Critically, legal teams are moving away from general-purpose AI models toward domain-specific legal AI trained on vetted legal sources. This change is driven by real concerns around hallucinated case law, citation accuracy, and professional responsibility.

AI in 2026 is no longer about replacing lawyers—it is about reducing friction, improving consistency, and supporting better legal judgment.


2. Courts and the Judiciary Are Experimenting—Carefully

Judicial systems are beginning to explore AI-assisted processes, particularly for administrative efficiency. Early use cases include:

  • Summarizing lengthy filings
  • Identifying procedural gaps
  • Organizing evidence and exhibits

However, courts remain cautious. Human oversight remains mandatory, and many jurisdictions have issued guidance limiting the use of AI in judicial decision-making. Transparency, explainability, and bias mitigation are now central concerns as technology enters courtrooms.

The message from the judiciary in 2026 is clear: AI may assist—but it may not decide.


3. Regulation Is Expanding Across AI, Privacy, and Digital Rights

Regulatory momentum has accelerated significantly in 2026. Governments are addressing gaps left by rapid innovation, particularly in areas involving AI-generated content and data use.

Key regulatory themes this year include:

  • AI transparency and disclosure requirements
  • Restrictions on deceptive or harmful synthetic media
  • Expanded consumer data protection rules
  • Accountability frameworks for automated decision-making

Rather than a single sweeping federal law, the U.S. continues to see state-level AI and privacy legislation, creating a patchwork of compliance obligations for businesses operating across jurisdictions.

For legal teams, staying compliant now requires ongoing monitoring—not one-time updates.


4. Compliance and Security Become Strategic Priorities

In 2026, compliance is no longer viewed as a back-office function. It is a board-level concern.
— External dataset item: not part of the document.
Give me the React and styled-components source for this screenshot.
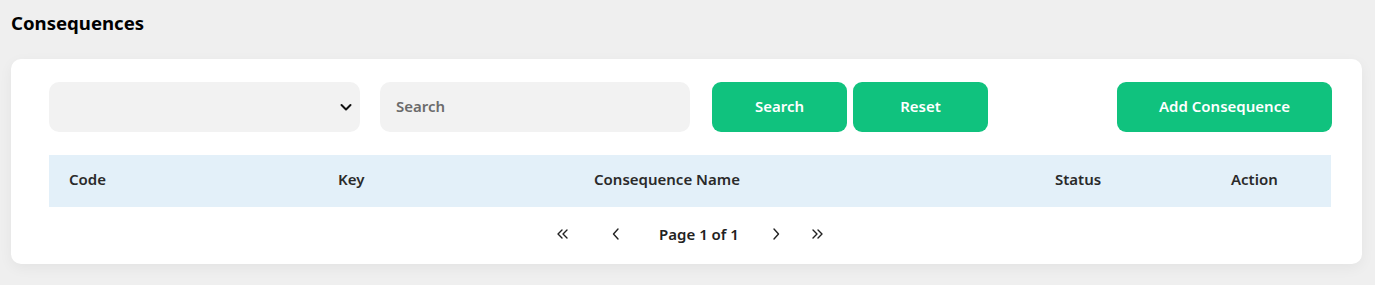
import React from "react";
import styled, { createGlobalStyle } from "styled-components";

const Global = createGlobalStyle`
  html, body { margin: 0; padding: 0; background: #efefef; }
  body { font-family: "Noto Sans", "Open Sans", sans-serif; color: #222; }
  * { box-sizing: border-box; }
`;

const Page = styled.div`
  padding: 10px 13px 20px 11px;
  background: #efefef;
  min-height: 285px;
`;

const Title = styled.h1`
  margin: 0 0 23px 0;
  font-size: 18.6px;
  line-height: 26px;
  font-weight: 700;
  color: #000;
`;

const Card = styled.div`
  background: #fff;
  border-radius: 10px;
  box-shadow: 0 4px 14px rgba(0, 0, 0, 0.05);
  padding: 23px 30px 0 38px;
  height: 205px;
`;

const Filters = styled.div`
  display: flex;
  align-items: center;
  height: 50px;
`;

const SelectBox = styled.div`
  width: 311px;
  height: 50px;
  background: #f2f2f2;
  border-radius: 10px;
  display: flex;
  align-items: center;
  justify-content: flex-end;
  padding-right: 6px;
  margin-right: 20px;
`;

const Input = styled.input`
  width: 310px;
  height: 50px;
  border: none;
  outline: none;
  background: #f2f2f2;
  border-radius: 10px;
  padding: 0 0 2px 16px;
  font-family: inherit;
  font-size: 15px;
  font-weight: 600;
  color: #333;
  margin-right: 22px;
  &::placeholder { color: #6b6b6b; }
`;

const Button = styled.button`
  width: ${(p) => p.$w}px;
  height: 50px;
  border: none;
  border-radius: 9px;
  background: #10c27e;
  color: #fff;
  font-family: inherit;
  font-size: 15px;
  font-weight: 600;
  padding: 0 0 2px 0;
  margin-right: ${(p) => p.$mr || 0}px;
  margin-left: ${(p) => (p.$push ? "auto" : "0")};
  cursor: pointer;
`;

const HeaderRow = styled.div`
  margin-top: 23px;
  height: 52px;
  background: #e3f0f9;
  display: grid;
  grid-template-columns: 269px 256px 461px 176px 1fr;
  align-items: center;
  padding: 0 0 4px 20px;
  margin-right: 1px;
`;

const HeadCell = styled.div`
  font-size: 15px;
  font-weight: 600;
  color: #2a2a2a;
`;

const Pager = styled.div`
  display: flex;
  align-items: center;
  justify-content: center;
  height: 57px;
  padding: 0 0 4px 0;
  margin-right: 1px;
`;

const PagerBtn = styled.span`
  display: inline-flex;
  align-items: center;
  justify-content: center;
  width: 14px;
  height: 20px;
  margin-left: ${(p) => p.$ml || 0}px;
`;

const PageText = styled.span`
  font-size: 15px;
  font-weight: 600;
  color: #222;
  margin-left: ${(p) => p.$ml || 0}px;
`;

const Chevron = ({ dir = "right", dbl }) => {
  const d = dir === "right";
  return (
    <svg width="14" height="14" viewBox="0 0 14 14" fill="none" stroke="#222" strokeWidth="1.4" strokeLinecap="round" strokeLinejoin="round">
      {dbl ? (
        d ? (
          <>
            <polyline points="2,3 6,7 2,11" />
            <polyline points="7,3 11,7 7,11" />
          </>
        ) : (
          <>
            <polyline points="7,3 3,7 7,11" />
            <polyline points="12,3 8,7 12,11" />
          </>
        )
      ) : d ? (
        <polyline points="5,2 9.5,7 5,12" />
      ) : (
        <polyline points="9,2 4.5,7 9,12" />
      )}
    </svg>
  );
};

export default function App() {
  return (
    <>
      <Global />
      <Page>
        <Title>Consequences</Title>
        <Card>
          <Filters>
            <SelectBox>
              <svg width="16" height="16" viewBox="0 0 16 16" fill="none" stroke="#111" strokeWidth="2" strokeLinecap="round" strokeLinejoin="round">
                <polyline points="3.5,6 8,10.5 12.5,6" />
              </svg>
            </SelectBox>
            <Input placeholder="Search" />
            <Button $w={135} $mr={6}>Search</Button>
            <Button $w={135}>Reset</Button>
            <Button $w={215} $push>Add Consequence</Button>
          </Filters>
          <HeaderRow>
            <HeadCell>Code</HeadCell>
            <HeadCell>Key</HeadCell>
            <HeadCell>Consequence Name</HeadCell>
            <HeadCell>Status</HeadCell>
            <HeadCell>Action</HeadCell>
          </HeaderRow>
          <Pager>
            <PagerBtn><Chevron dir="left" dbl /></PagerBtn>
            <PagerBtn $ml={40}><Chevron dir="left" /></PagerBtn>
            <PageText $ml={36}>Page 1 of 1</PageText>
            <PagerBtn $ml={30}><Chevron dir="right" /></PagerBtn>
            <PagerBtn $ml={28}><Chevron dir="right" dbl /></PagerBtn>
          </Pager>
        </Card>
      </Page>
    </>
  );
}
Legal departments are investing heavily in:

  • Secure AI deployments with no training on client data
  • SOC 2–aligned infrastructure and controls
  • Detailed audit logs and access governance
  • Clear AI usage policies for attorneys and staff

This shift is driven by rising enforcement risk, data breaches, and reputational exposure. Organizations increasingly recognize that trust is a competitive advantage—especially in legal services.


5. Legal Tech Market Consolidation Accelerates

As legal technology becomes more complex and expensive to build responsibly, consolidation is accelerating.

Law firms are merging to pool resources for technology investment, while legal tech vendors are expanding platforms to offer bundled, workflow-based solutions rather than isolated features.

In 2026, scale matters—not just for growth, but for security, compliance, and long-term viability.


6. New Use Cases Expand Access and Efficiency

Beyond traditional law firms, legal technology is reshaping access to legal services across multiple sectors:

  • Small businesses and startups use AI to manage routine contracts
  • Paralegals and legal operations teams automate high-volume workflows
  • Individuals gain clearer visibility into legal obligations and documents
  • Public-sector and justice-adjacent systems modernize evidence handling

These developments reflect a broader shift: law is becoming more operational, data-driven, and accessible—when implemented responsibly.


Law and Technology in 2026

The defining theme of 2026 is maturity.

Legal technology is no longer about novelty—it is about reliability, governance, and real-world impact. AI systems must be accurate. Platforms must be secure. Compliance must be embedded by design.

For legal professionals, firms, and organizations, success in 2026 depends on one core principle:

Technology should strengthen legal judgment—not replace it.

Those who understand this balance will shape the future of law.